───── PROVIDED MATERIAL ─────

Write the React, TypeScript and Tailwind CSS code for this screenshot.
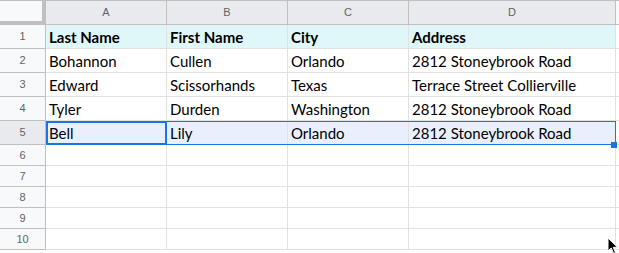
import React from 'react';

const cols = [
  { key: 'A', w: 'w-[121px]' },
  { key: 'B', w: 'w-[121px]' },
  { key: 'C', w: 'w-[121px]' },
  { key: 'D', w: 'w-[207px]' },
];

const rows: string[][] = [
  ['Last Name', 'First Name', 'City', 'Address'],
  ['Bohannon', 'Cullen', 'Orlando', '2812 Stoneybrook Road'],
  ['Edward', 'Scissorhands', 'Texas', 'Terrace Street Collierville'],
  ['Tyler', 'Durden', 'Washington', '2812 Stoneybrook Road'],
  ['Bell', 'Lily', 'Orlando', '2812 Stoneybrook Road'],
  ['', '', '', ''],
  ['', '', '', ''],
  ['', '', '', ''],
  ['', '', '', ''],
  ['', '', '', ''],
];

const Cursor = () => (
  <svg width="12" height="18" viewBox="0 0 12 18" className="absolute left-[607px] top-[237px] z-20">
    <path d="M1 1 L1 14 L4.2 11 L6.6 16.5 L8.6 15.6 L6.3 10.3 L10.6 10.3 Z" fill="#000" stroke="#fff" strokeWidth="1" />
  </svg>
);

export default function App() {
  return (
    <div className="relative w-[619px] h-[253px] overflow-hidden bg-white font-['Lato','Liberation_Sans',sans-serif] text-[15px] text-black">
      {/* column headers */}
      <div className="flex h-[25px] border-t border-[#c0c0c0]">
        <div className="w-[46px] shrink-0 bg-[#f8f9fa] border-r-4 border-b-4 border-[#c0c0c0]" />
        {cols.map((c) => (
          <div
            key={c.key}
            className={`${c.w} shrink-0 flex items-center justify-center bg-[#e8eaed] border-r border-b border-[#c0c0c0] font-['Liberation_Sans',sans-serif] text-[11px] text-[#5f6368]`}
          >
            {c.key}
          </div>
        ))}
        <div className="flex-1 bg-[#f8f9fa] border-b border-[#c0c0c0]" />
      </div>

      {rows.map((r, i) => {
        const tall = i < 5;
        const selected = i === 4;
        return (
          <div key={i} className={`relative flex ${tall ? 'h-[24px]' : 'h-[21px]'} ${selected ? 'z-10' : ''}`}>
            <div
              className={`w-[46px] shrink-0 flex items-center justify-center border-r border-b border-[#c0c0c0] font-['Liberation_Sans',sans-serif] text-[11px] text-[#5f6368] ${selected ? 'bg-[#e8eaed]' : 'bg-[#f8f9fa]'}`}
            >
              {i + 1}
            </div>
            {r.map((v, j) => (
              <div
                key={j}
                className={`${cols[j].w} shrink-0 flex items-center pl-[3px] pt-[1px] border-r border-b border-[#e2e2e2] whitespace-nowrap overflow-hidden ${i === 0 ? 'bg-[#e0f7fa] font-bold' : ''} ${selected ? 'bg-[#e8f0fe]' : ''}`}
              >
                {v}
              </div>
            ))}
            <div className="flex-1 border-b border-[#e2e2e2]" />
            {selected && (
              <>
                <div className="absolute left-[46px] top-0 w-[570px] h-[24px] border border-[#1a73e8]" />
                <div className="absolute left-[46px] top-0 w-[121px] h-[24px] border-2 border-[#1a73e8]" />
                <div className="absolute left-[611px] top-[21px] w-[6px] h-[6px] bg-[#1a73e8]" />
              </>
            )}
          </div>
        );
      })}
      <Cursor />
    </div>
  );
}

─────

**THE PROBLEM:** Go through the material above and print all of it exactly, except the pictures.

**WRITTEN RESPONSE:**
Write the React, TypeScript and Tailwind CSS code for this screenshot.
import React from 'react';

const cols = [
  { key: 'A', w: 'w-[121px]' },
  { key: 'B', w: 'w-[121px]' },
  { key: 'C', w: 'w-[121px]' },
  { key: 'D', w: 'w-[207px]' },
];

const rows: string[][] = [
  ['Last Name', 'First Name', 'City', 'Address'],
  ['Bohannon', 'Cullen', 'Orlando', '2812 Stoneybrook Road'],
  ['Edward', 'Scissorhands', 'Texas', 'Terrace Street Collierville'],
  ['Tyler', 'Durden', 'Washington', '2812 Stoneybrook Road'],
  ['Bell', 'Lily', 'Orlando', '2812 Stoneybrook Road'],
  ['', '', '', ''],
  ['', '', '', ''],
  ['', '', '', ''],
  ['', '', '', ''],
  ['', '', '', ''],
];

const Cursor = () => (
  <svg width="12" height="18" viewBox="0 0 12 18" className="absolute left-[607px] top-[237px] z-20">
    <path d="M1 1 L1 14 L4.2 11 L6.6 16.5 L8.6 15.6 L6.3 10.3 L10.6 10.3 Z" fill="#000" stroke="#fff" strokeWidth="1" />
  </svg>
);

export default function App() {
  return (
    <div className="relative w-[619px] h-[253px] overflow-hidden bg-white font-['Lato','Liberation_Sans',sans-serif] text-[15px] text-black">
      {/* column headers */}
      <div className="flex h-[25px] border-t border-[#c0c0c0]">
        <div className="w-[46px] shrink-0 bg-[#f8f9fa] border-r-4 border-b-4 border-[#c0c0c0]" />
        {cols.map((c) => (
          <div
            key={c.key}
            className={`${c.w} shrink-0 flex items-center justify-center bg-[#e8eaed] border-r border-b border-[#c0c0c0] font-['Liberation_Sans',sans-serif] text-[11px] text-[#5f6368]`}
          >
            {c.key}
          </div>
        ))}
        <div className="flex-1 bg-[#f8f9fa] border-b border-[#c0c0c0]" />
      </div>

      {rows.map((r, i) => {
        const tall = i < 5;
        const selected = i === 4;
        return (
          <div key={i} className={`relative flex ${tall ? 'h-[24px]' : 'h-[21px]'} ${selected ? 'z-10' : ''}`}>
            <div
              className={`w-[46px] shrink-0 flex items-center justify-center border-r border-b border-[#c0c0c0] font-['Liberation_Sans',sans-serif] text-[11px] text-[#5f6368] ${selected ? 'bg-[#e8eaed]' : 'bg-[#f8f9fa]'}`}
            >
              {i + 1}
            </div>
            {r.map((v, j) => (
              <div
                key={j}
                className={`${cols[j].w} shrink-0 flex items-center pl-[3px] pt-[1px] border-r border-b border-[#e2e2e2] whitespace-nowrap overflow-hidden ${i === 0 ? 'bg-[#e0f7fa] font-bold' : ''} ${selected ? 'bg-[#e8f0fe]' : ''}`}
              >
                {v}
              </div>
            ))}
            <div className="flex-1 border-b border-[#e2e2e2]" />
            {selected && (
              <>
                <div className="absolute left-[46px] top-0 w-[570px] h-[24px] border border-[#1a73e8]" />
                <div className="absolute left-[46px] top-0 w-[121px] h-[24px] border-2 border-[#1a73e8]" />
                <div className="absolute left-[611px] top-[21px] w-[6px] h-[6px] bg-[#1a73e8]" />
              </>
            )}
          </div>
        );
      })}
      <Cursor />
    </div>
  );
}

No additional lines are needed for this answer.